CHALLENGE — Whenever a line contains the string "React", copy it out of the entries.

○ ○ ○ ○ ○ ○ ○

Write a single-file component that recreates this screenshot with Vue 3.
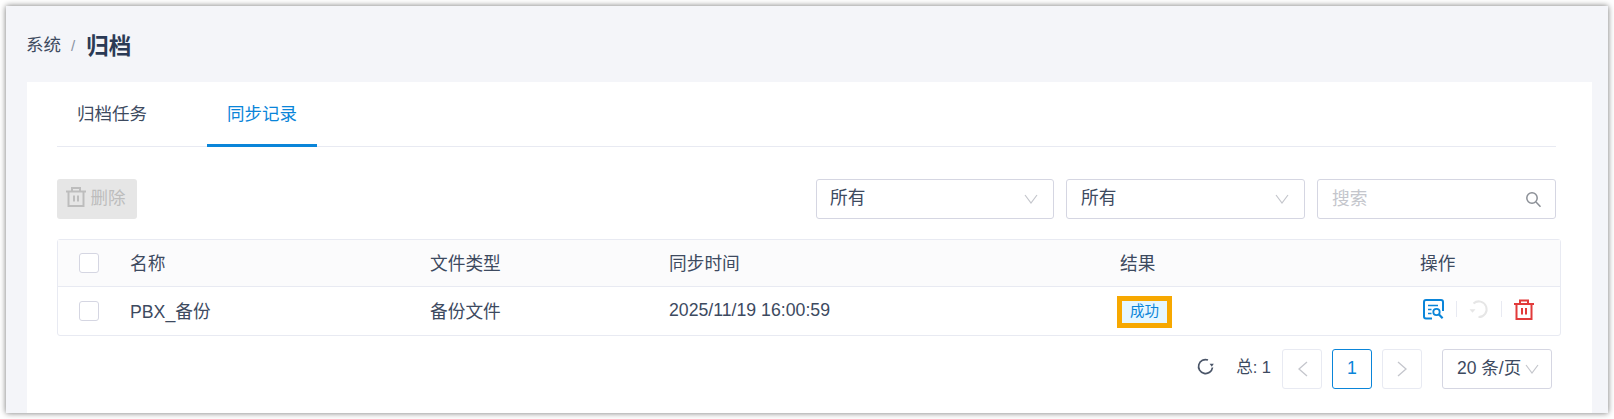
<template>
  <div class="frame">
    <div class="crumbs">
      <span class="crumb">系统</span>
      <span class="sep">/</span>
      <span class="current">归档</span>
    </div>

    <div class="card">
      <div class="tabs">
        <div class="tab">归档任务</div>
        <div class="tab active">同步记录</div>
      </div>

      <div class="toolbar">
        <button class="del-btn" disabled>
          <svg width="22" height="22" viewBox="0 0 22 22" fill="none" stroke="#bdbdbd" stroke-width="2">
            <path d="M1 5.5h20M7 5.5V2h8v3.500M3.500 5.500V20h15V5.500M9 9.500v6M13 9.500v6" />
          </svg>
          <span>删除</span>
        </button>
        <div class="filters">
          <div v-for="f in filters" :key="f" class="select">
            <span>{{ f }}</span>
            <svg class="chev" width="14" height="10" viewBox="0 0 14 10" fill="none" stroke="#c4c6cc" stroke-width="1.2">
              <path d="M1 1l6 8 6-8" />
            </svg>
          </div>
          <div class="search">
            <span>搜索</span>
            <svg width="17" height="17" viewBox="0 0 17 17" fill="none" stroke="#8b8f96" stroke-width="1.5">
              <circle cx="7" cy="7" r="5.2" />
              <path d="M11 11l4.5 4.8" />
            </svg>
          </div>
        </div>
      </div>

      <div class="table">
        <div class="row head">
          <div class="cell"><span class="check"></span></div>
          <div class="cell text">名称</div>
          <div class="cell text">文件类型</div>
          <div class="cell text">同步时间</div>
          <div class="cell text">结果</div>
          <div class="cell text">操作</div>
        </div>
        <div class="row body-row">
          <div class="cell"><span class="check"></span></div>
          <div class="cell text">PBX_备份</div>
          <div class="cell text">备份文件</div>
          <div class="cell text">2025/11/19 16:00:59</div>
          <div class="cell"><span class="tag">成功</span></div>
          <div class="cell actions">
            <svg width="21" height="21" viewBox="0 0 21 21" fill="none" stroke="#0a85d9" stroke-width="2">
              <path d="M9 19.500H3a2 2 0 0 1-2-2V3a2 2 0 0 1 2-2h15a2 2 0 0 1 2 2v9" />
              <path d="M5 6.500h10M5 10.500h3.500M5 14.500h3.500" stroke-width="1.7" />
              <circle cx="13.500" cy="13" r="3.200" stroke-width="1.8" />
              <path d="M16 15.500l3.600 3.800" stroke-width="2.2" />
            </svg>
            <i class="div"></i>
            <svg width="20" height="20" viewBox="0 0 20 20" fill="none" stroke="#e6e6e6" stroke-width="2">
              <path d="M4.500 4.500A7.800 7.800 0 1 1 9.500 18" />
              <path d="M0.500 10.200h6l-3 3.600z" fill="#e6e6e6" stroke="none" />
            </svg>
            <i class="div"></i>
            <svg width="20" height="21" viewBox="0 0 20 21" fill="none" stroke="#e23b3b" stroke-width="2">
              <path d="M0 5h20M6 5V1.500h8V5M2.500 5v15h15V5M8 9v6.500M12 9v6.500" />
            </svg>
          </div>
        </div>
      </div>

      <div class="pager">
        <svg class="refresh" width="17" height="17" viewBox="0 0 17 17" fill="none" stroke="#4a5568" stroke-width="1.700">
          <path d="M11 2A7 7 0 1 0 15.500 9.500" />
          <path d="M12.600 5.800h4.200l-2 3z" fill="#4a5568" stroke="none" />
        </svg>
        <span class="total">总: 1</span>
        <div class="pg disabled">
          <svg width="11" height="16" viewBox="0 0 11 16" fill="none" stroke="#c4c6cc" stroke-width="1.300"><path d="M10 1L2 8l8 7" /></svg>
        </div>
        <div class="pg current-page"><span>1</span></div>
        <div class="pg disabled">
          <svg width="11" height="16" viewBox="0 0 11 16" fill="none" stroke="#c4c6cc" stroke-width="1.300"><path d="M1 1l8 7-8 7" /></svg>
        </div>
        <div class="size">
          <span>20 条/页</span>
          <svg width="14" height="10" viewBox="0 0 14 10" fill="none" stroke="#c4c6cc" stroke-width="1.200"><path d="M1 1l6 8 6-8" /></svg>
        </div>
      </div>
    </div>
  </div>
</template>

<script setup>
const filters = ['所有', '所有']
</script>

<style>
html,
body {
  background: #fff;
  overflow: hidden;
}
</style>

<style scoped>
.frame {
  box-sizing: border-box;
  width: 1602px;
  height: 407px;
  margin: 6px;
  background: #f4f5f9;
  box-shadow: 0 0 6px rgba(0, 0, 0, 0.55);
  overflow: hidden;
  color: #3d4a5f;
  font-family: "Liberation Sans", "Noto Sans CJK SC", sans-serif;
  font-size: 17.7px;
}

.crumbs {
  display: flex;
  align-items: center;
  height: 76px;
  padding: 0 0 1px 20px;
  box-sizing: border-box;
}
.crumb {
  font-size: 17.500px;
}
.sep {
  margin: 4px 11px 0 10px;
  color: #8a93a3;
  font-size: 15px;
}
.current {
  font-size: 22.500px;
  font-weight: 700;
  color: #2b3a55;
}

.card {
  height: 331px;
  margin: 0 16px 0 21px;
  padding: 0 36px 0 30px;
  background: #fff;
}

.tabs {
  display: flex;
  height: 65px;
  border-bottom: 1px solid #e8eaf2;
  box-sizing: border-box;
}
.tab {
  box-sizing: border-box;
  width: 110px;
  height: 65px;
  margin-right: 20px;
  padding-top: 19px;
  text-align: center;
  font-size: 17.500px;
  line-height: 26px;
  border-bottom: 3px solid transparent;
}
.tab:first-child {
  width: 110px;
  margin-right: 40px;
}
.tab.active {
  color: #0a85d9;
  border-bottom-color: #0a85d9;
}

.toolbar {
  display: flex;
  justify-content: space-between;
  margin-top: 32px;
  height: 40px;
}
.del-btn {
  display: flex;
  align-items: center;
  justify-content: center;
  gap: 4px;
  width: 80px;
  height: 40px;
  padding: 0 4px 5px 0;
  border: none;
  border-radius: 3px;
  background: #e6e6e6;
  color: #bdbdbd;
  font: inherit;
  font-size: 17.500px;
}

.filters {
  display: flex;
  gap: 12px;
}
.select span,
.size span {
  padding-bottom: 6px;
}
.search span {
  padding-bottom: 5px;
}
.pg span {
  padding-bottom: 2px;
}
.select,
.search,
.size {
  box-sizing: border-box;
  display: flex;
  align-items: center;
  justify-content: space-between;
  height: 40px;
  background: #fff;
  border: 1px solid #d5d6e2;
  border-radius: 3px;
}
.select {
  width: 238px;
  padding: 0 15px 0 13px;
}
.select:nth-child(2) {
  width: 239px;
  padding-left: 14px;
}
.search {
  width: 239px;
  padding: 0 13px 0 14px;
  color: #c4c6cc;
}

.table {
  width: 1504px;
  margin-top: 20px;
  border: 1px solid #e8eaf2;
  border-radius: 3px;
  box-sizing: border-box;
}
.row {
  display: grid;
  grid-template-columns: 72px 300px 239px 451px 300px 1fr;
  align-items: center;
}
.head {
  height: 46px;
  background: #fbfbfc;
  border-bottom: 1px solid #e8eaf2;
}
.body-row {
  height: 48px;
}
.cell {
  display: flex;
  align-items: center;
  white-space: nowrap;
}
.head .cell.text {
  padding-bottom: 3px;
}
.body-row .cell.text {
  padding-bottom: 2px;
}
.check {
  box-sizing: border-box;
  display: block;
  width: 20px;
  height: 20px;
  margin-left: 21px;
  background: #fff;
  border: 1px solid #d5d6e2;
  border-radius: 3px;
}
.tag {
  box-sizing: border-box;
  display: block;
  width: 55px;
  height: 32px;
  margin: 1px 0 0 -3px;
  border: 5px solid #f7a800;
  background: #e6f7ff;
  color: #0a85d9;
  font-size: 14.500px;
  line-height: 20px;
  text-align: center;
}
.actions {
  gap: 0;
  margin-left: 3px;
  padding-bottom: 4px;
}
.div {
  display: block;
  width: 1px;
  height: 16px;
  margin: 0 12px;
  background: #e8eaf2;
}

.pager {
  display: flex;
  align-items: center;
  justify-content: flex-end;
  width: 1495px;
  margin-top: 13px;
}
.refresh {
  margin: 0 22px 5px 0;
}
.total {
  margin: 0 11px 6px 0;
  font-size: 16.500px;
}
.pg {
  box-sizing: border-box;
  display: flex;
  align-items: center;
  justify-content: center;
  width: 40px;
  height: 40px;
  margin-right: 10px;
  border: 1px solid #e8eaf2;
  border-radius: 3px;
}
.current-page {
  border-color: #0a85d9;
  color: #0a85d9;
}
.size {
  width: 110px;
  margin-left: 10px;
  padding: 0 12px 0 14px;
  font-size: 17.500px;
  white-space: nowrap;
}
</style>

○ ○ ○ ○ ○ ○ ○

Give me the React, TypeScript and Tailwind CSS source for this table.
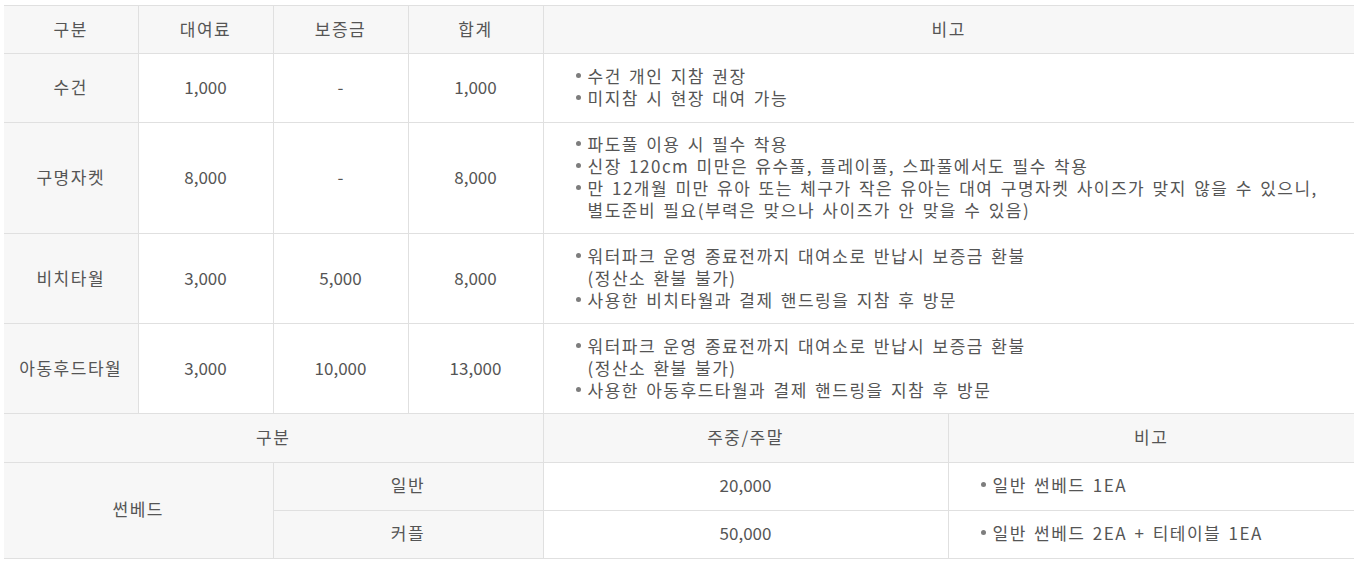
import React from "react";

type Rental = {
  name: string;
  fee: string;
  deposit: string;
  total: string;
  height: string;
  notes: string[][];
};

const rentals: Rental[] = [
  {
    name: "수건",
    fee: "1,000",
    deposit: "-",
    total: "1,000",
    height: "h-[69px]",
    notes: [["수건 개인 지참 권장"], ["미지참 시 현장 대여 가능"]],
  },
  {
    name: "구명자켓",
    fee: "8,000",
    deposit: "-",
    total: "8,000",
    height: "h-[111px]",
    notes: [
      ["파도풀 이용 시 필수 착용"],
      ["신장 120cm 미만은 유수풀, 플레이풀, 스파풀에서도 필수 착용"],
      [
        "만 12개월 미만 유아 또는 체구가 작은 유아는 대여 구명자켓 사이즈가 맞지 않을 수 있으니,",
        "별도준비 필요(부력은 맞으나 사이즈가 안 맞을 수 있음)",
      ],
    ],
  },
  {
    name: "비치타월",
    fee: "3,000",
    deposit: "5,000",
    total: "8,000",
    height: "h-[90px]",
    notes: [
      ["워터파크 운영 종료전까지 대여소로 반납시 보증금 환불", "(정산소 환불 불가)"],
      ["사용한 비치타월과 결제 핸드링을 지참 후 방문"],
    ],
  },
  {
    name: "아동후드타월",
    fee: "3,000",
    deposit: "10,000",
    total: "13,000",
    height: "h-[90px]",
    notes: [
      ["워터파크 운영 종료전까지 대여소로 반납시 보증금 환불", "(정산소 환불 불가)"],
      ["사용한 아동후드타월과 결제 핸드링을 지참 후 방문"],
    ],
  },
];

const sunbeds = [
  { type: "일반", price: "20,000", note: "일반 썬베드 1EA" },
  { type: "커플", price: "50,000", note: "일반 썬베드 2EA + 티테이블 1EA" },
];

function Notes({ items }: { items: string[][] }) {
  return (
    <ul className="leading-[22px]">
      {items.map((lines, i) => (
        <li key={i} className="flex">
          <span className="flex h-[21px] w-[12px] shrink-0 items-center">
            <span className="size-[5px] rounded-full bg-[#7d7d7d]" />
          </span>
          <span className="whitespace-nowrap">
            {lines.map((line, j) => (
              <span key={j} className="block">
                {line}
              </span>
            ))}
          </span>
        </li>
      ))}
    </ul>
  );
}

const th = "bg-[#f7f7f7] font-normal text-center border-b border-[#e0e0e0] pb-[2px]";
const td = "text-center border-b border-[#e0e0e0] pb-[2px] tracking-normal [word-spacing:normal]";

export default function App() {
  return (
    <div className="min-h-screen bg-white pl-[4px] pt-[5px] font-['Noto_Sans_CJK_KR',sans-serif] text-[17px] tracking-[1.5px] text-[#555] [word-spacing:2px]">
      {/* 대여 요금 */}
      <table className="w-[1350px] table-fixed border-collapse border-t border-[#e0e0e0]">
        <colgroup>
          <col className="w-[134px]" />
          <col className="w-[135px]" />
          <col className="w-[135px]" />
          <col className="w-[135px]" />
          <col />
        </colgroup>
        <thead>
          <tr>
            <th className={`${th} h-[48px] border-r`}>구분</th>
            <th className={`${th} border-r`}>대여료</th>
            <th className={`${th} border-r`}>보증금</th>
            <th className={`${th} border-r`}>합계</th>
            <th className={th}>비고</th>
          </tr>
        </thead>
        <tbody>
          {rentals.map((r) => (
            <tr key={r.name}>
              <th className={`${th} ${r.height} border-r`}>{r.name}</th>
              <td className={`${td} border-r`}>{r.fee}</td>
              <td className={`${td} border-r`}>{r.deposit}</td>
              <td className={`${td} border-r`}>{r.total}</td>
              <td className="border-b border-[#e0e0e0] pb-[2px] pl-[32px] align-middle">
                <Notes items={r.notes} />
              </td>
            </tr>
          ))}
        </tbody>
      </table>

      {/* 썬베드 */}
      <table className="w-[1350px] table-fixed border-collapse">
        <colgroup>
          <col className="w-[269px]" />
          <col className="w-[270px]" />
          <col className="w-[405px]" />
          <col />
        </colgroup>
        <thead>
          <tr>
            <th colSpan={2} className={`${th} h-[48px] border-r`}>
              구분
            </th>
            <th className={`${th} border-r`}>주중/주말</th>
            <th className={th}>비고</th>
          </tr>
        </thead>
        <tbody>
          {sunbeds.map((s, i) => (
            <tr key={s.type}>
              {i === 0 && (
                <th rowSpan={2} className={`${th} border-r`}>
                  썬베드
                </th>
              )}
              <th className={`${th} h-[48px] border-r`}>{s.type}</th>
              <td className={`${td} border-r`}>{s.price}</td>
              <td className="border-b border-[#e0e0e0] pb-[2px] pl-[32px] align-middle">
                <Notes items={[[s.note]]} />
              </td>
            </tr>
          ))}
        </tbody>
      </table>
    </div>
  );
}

○ ○ ○ ○ ○ ○ ○

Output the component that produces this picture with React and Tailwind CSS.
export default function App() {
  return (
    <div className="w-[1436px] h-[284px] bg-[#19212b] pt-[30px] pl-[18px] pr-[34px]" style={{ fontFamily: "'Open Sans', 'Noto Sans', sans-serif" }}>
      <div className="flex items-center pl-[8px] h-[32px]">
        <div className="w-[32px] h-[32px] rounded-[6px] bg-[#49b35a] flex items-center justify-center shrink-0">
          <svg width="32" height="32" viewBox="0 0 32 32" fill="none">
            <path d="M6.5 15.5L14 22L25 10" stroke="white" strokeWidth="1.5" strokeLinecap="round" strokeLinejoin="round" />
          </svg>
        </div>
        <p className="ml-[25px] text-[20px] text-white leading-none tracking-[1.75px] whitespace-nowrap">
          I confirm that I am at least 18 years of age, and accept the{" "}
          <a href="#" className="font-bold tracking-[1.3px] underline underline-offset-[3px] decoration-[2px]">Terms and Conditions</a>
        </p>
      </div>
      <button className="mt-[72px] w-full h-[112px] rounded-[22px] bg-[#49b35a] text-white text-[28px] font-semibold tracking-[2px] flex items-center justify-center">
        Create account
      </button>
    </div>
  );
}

○ ○ ○ ○ ○ ○ ○

THE COMPLETED TASK —
Give me the React, TypeScript and Tailwind CSS source for this table.
import React from "react";
Output the component that produces this picture with React and Tailwind CSS.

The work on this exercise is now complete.